The peroxisomal transport of fatty acids in Y. lipolytica has
also been studied (R. Dulermo et al., 2015). The overall system seems
similar to that of S. cerevisiae , with distinct routes for long
and medium-chain fatty acids. Both Pxa1/Pxa2 and Fat1 are involved in
the peroxisomal transport. However, Y. lipolytica lacks the Faa2
protein for the activation of medium-chain fatty acids, and it has been
proposed that a coumarate ligase-like protein might fulfil this role
instead (R. Dulermo et al., 2015).
Export of fatty acids in
yeast
Just as for prokaryotic organisms, secretion of free fatty acids is no
common natural process in yeasts or fungi.
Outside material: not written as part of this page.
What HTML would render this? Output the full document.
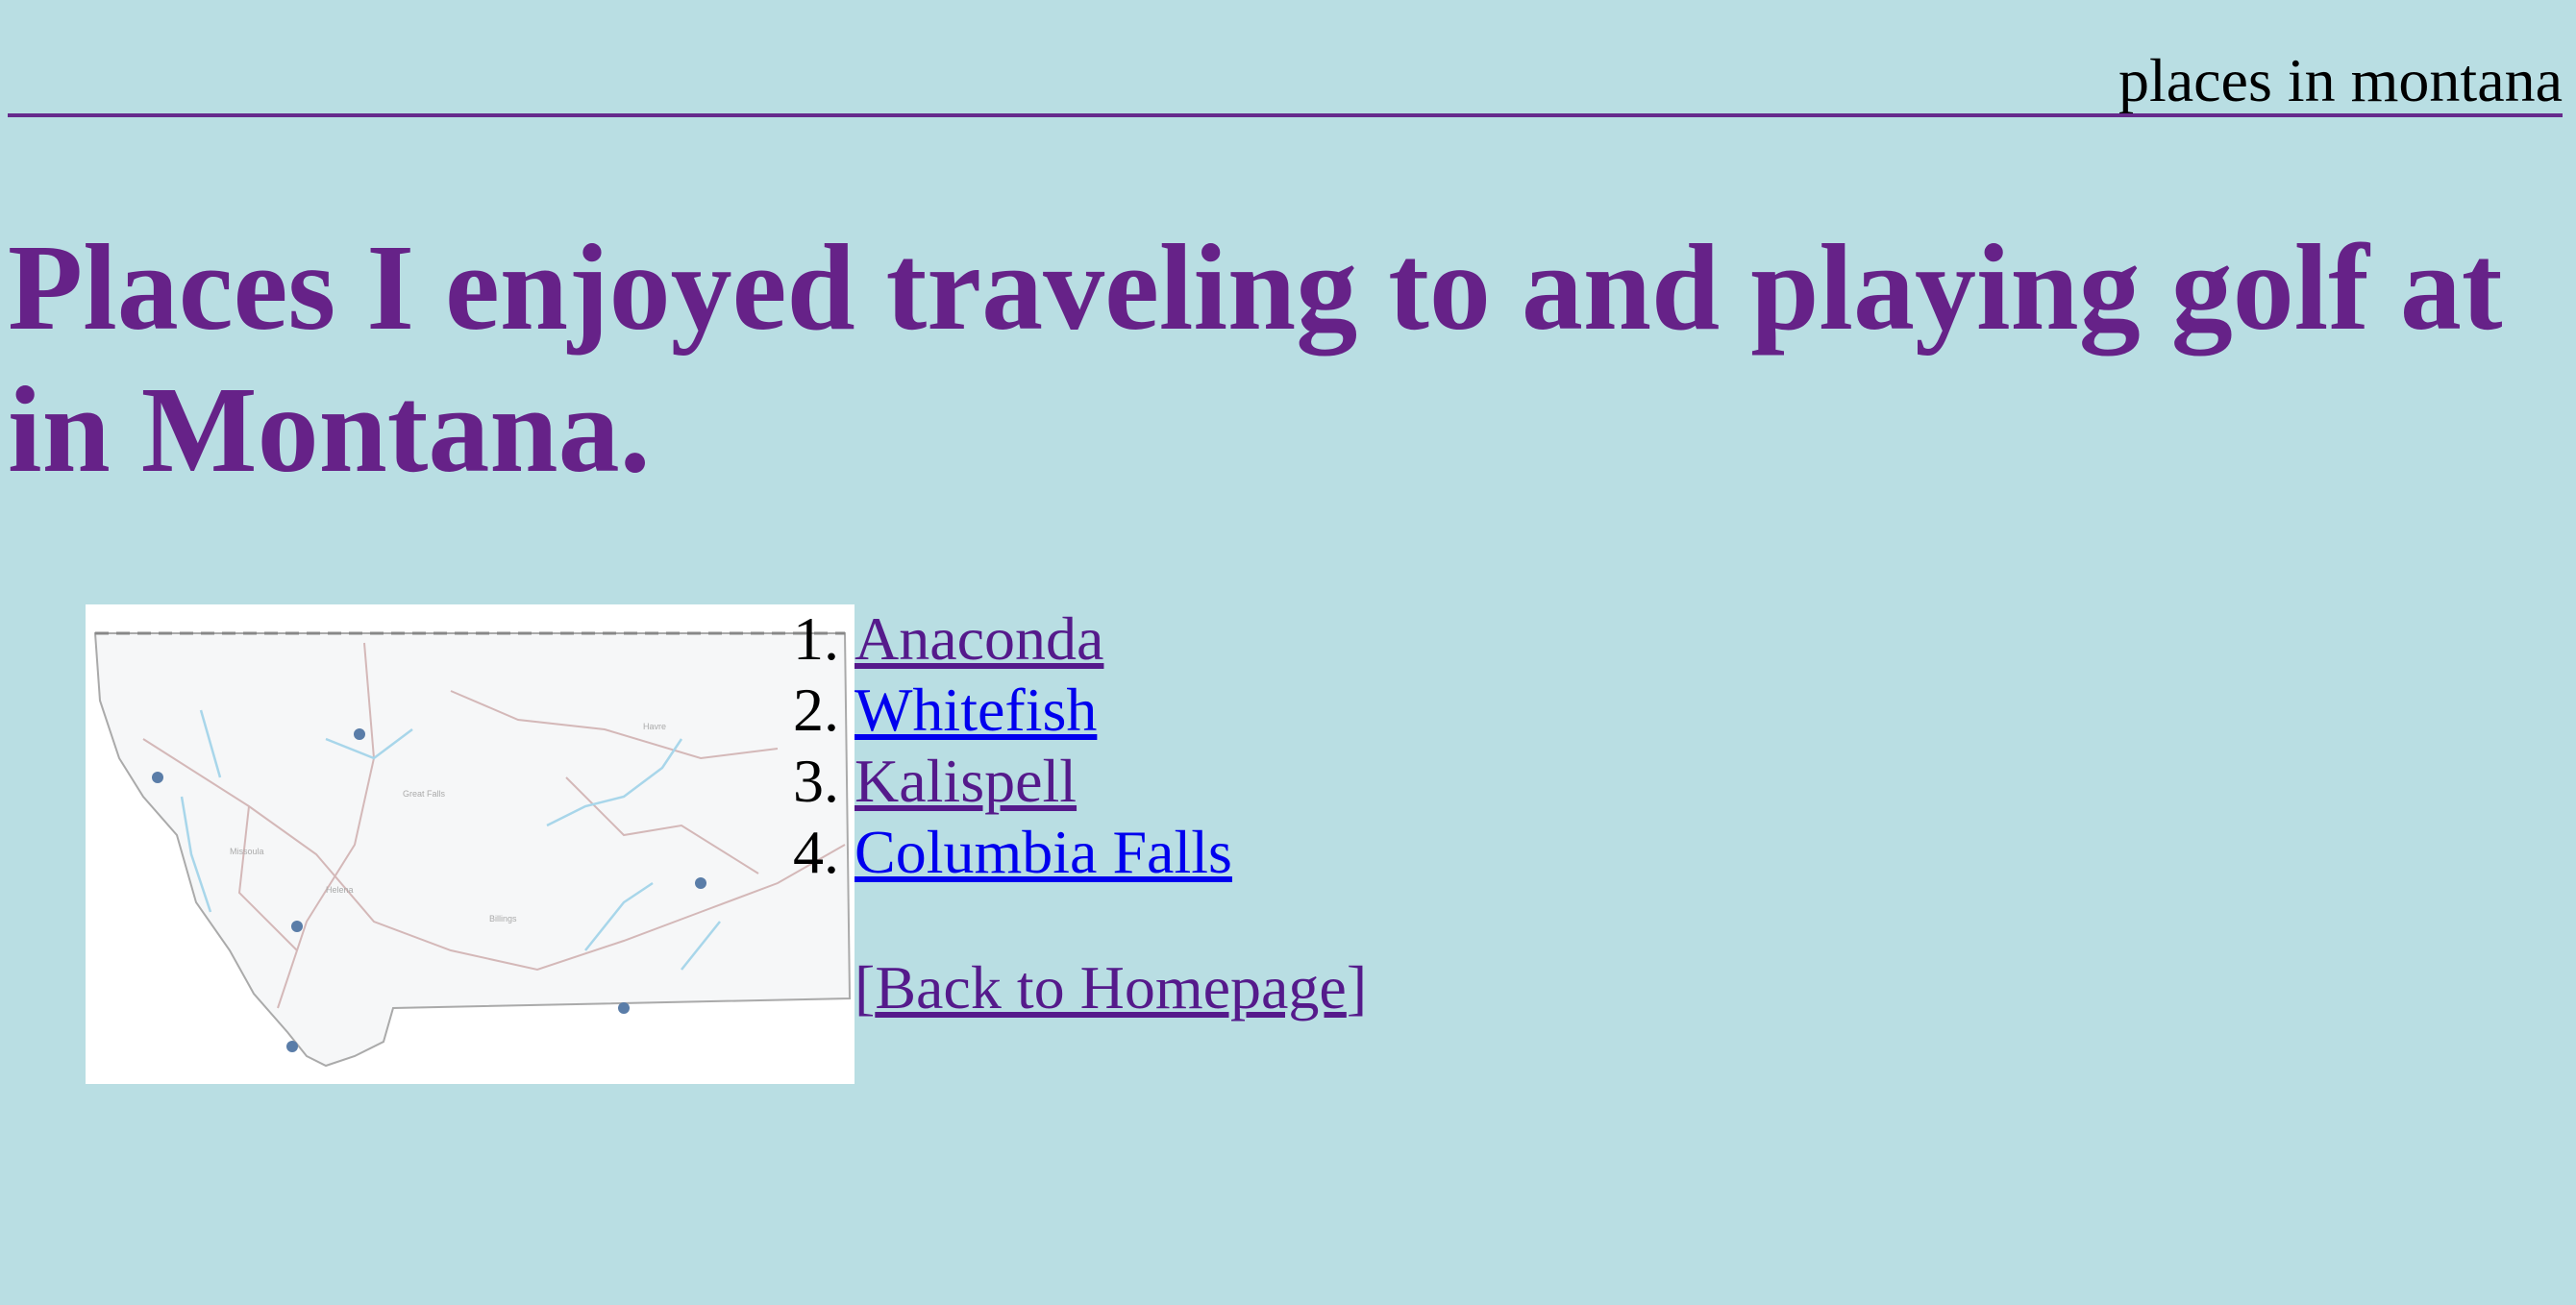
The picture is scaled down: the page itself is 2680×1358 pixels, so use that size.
<!DOCTYPE html>
<html><head><meta charset="utf-8">
<style>
html,body{margin:0;padding:0;}
body{width:2680px;height:1358px;background:#b9dee3;position:relative;overflow:hidden;font-family:"Liberation Serif",serif;}
.top{position:absolute;right:14px;top:52px;font-size:64px;line-height:64px;color:#000;white-space:nowrap;}
.hr{position:absolute;left:8px;width:2658px;top:118px;height:4px;background:#662a8c;}
h1{position:absolute;left:8px;top:225px;margin:0;font-size:128px;line-height:148px;font-weight:bold;color:#662288;width:2640px;}
.map{position:absolute;left:89px;top:629px;width:800px;height:499px;background:#fff;}
ol{position:absolute;left:889px;top:628px;margin:0;padding:0;font-size:64px;line-height:74px;}
ol li{white-space:nowrap;}
a{text-decoration:underline;}
.v{color:#551a8b;}
.u{color:#0000ee;}
.back{position:absolute;left:889px;top:991px;font-size:64px;line-height:74px;color:#551a8b;white-space:nowrap;}
</style></head><body>
<div class="top">places in montana</div>
<div class="hr"></div>
<h1>Places I enjoyed traveling to and playing golf at in Montana.</h1>
<div class="map">
<svg width="800" height="499" viewBox="0 0 800 499">
<rect width="800" height="499" fill="#fff"/>
<path d="M10 30 L790 30 L795 410 L320 420 L310 455 L280 470 L250 480 L230 470 L210 445 L175 405 L150 360 L115 310 L95 240 L60 200 L35 160 L15 100 Z" fill="#f6f7f8" stroke="#aaa" stroke-width="2"/>
<path d="M10 30 L790 30" stroke="#888" stroke-width="3" stroke-dasharray="14 8"/>
<g stroke="#d4b8b8" stroke-width="2" fill="none">
<path d="M60 140 L170 210 L240 260 L300 330 L380 360 L470 380 L560 350 L640 320 L720 290 L790 250"/>
<path d="M290 40 L300 160 L280 250 L230 330 L200 420"/>
<path d="M170 210 L160 300 L220 360"/>
<path d="M500 180 L560 240 L620 230 L700 280"/>
<path d="M380 90 L450 120 L540 130 L640 160 L720 150"/>
</g>
<g stroke="#a8d6ea" stroke-width="2.5" fill="none">
<path d="M480 230 L520 210 L560 200 L600 170 L620 140"/>
<path d="M250 140 L300 160 L340 130"/>
<path d="M100 200 L110 260 L130 320"/>
<path d="M520 360 L560 310 L590 290"/>
<path d="M620 380 L660 330"/>
<path d="M120 110 L140 180"/>
</g>
<g fill="#5a7da8"><circle cx="285" cy="135" r="6"/><circle cx="75" cy="180" r="6"/><circle cx="220" cy="335" r="6"/><circle cx="640" cy="290" r="6"/><circle cx="560" cy="420" r="6"/><circle cx="215" cy="460" r="6"/></g>
<g fill="#aaa" font-size="9" font-family="Liberation Sans,sans-serif"><text x="330" y="200">Great Falls</text><text x="420" y="330">Billings</text><text x="150" y="260">Missoula</text><text x="250" y="300">Helena</text><text x="580" y="130">Havre</text></g>
</svg>
</div>
<ol>
<li><a class="v" href="#">Anaconda</a></li>
<li><a class="u" href="#">Whitefish</a></li>
<li><a class="v" href="#">Kalispell</a></li>
<li><a class="u" href="#">Columbia Falls</a></li>
</ol>
<div class="back">[<a class="v" href="#">Back to Homepage</a>]</div>
</body></html>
Yet, upon the engineered
intracellular accumulation of free fatty acids, yeasts are able to
secrete them to the extracellular medium (Arhar & Natter, 2019;
Scharnewski, Pongdontri, Mora, Hoppert, & Fulda, 2008). Some proteins
involved in the export of fatty acids in S. cerevisiae have been
described. An omics analysis of fatty acid secreting mutants of S.
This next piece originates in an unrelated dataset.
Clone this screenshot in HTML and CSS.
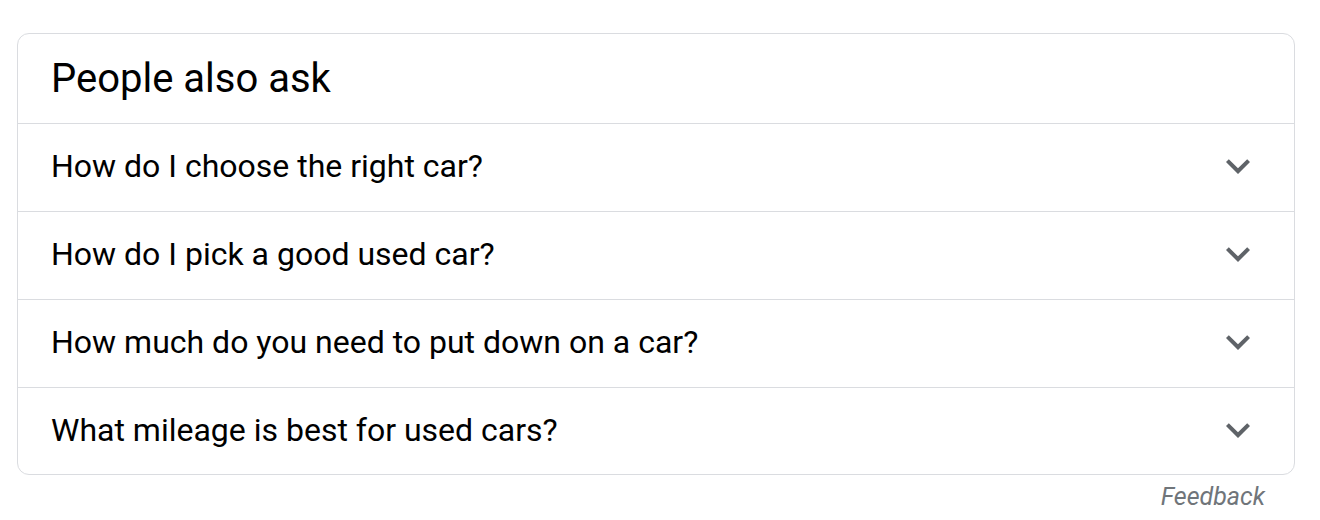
FILE: index.html
```html
<!DOCTYPE html>
<html>
<head>
<meta charset="utf-8">
<link rel="stylesheet" href="styles.css">
</head>
<body>
<div class="wrap">
  <div class="card">
    <div class="head">People also ask</div>
    <div class="row"><span class="q">How do I choose the right car?</span><svg class="chev" viewBox="0 0 24 24"><path d="M16.59 8.59L12 13.17 7.41 8.59 6 10l6 6 6-6z"/></svg></div>
    <div class="row"><span class="q">How do I pick a good used car?</span><svg class="chev" viewBox="0 0 24 24"><path d="M16.59 8.59L12 13.17 7.41 8.59 6 10l6 6 6-6z"/></svg></div>
    <div class="row"><span class="q">How much do you need to put down on a car?</span><svg class="chev" viewBox="0 0 24 24"><path d="M16.59 8.59L12 13.17 7.41 8.59 6 10l6 6 6-6z"/></svg></div>
    <div class="row"><span class="q">What mileage is best for used cars?</span><svg class="chev" viewBox="0 0 24 24"><path d="M16.59 8.59L12 13.17 7.41 8.59 6 10l6 6 6-6z"/></svg></div>
  </div>
  <div class="foot"><span class="feedback">Feedback</span></div>
</div>
</body>
</html>
```
FILE: styles.css
```css
html, body { margin: 0; padding: 0; background: #fff; }
body { font-family: Roboto, "Noto Sans", Arial, sans-serif; color: #000; }
.wrap { padding: 33px 25px 0 17px; }
.card {
  border: 1px solid #dadce0;
  border-radius: 12px;
  overflow: hidden;
}
.head {
  height: 89px;
  box-sizing: border-box;
  padding-left: 33px;
  display: flex;
  align-items: center;
  font-size: 40px;
  line-height: 1;
}
.row {
  height: 88px;
  box-sizing: border-box;
  border-top: 1px solid #dadce0;
  display: flex;
  align-items: center;
  padding: 0 32px 3px 33px;
  justify-content: space-between;
}
.row:last-child { height: 87px; }
.q { font-size: 32px; line-height: 1; }
.chev { width: 48px; height: 48px; fill: #5f6368; flex: none; }
.foot { display: flex; justify-content: flex-end; padding: 7px 30px 0 0; }
.feedback { font-style: italic; font-size: 25px; color: #70757a; }
```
cerevisiae identified potential fatty acid export protein Mrp8, though
no experimental results are available for this transporter (Fang et al.,
2016). An experimentally proven fatty acid export protein is Tpo1, from
the MFS superfamily, that was initially identified as a polyamine
transporter involved in the resistance of yeast towards spermidine
(Albertsen, Bellahn, Krämer, & Waffenschmidt, 2003; Tomitori,
Kashiwagi, Sakata, Kakinuma, & Igarashi, 1999). Further studies
identified different substrates for this transporter, including
medium-chain fatty acids (Legras et al., 2010). Other proteins involved
in fatty acid export are the pathogen-related yeast (Pry) proteins.S. cerevisiae contains three Pry proteins, two of which are
involved in the export of sterol molecules (Darwiche, El Atab, Cottier,
& Schneiter, 2018). One of these proteins, Pry1, is also able to bind
fatty acids and its deletion hampers the secretion of fatty acids in a
fatty acid accumulating mutant strain (Darwiche, Mène-Saffrané, Gfeller,
Asojo, & Schneiter, 2017).
Fatty acid export in yeast has been engineered to improve productivity
of microbial cell factories. The heterologous expression of human
transporter FATP1 in Y. lipolytica increased extracellular fatty
acid titre from 60mg/L to 190 mg/L. Furthermore, this transporter also
showed activity towards fatty alcohols, rising the percentage of
extracellular fatty alcohols from 9% to 29% of total fatty alcohols
produced (Hu, Zhu, Nielsen, & Siewers, 2018). In S. cerevisiae,Tpo1 has been engineered through directed evolution to increase
medium-chain fatty acid export rate (Zhu et al., 2020). The mutants were
obtained by selecting for increased resistance against medium-chain
fatty acids through two rounds of enrichment in selective media
containing decanoate of a library of Tpo1 mutants obtained by
error-prone PCR. The mutations F322L, T45S, and I432N increased
resistance against both decanoate and octanoate and F322L was identified
as the mutation with the highest impact. Integration of two copies of
this engineered Tpo1 in S. cerevisiae increased the extracellular
fatty acids with a chain length of 6 to 10 carbon atoms about 2-fold and
those with 12 and 14 carbon atoms about 4-fold.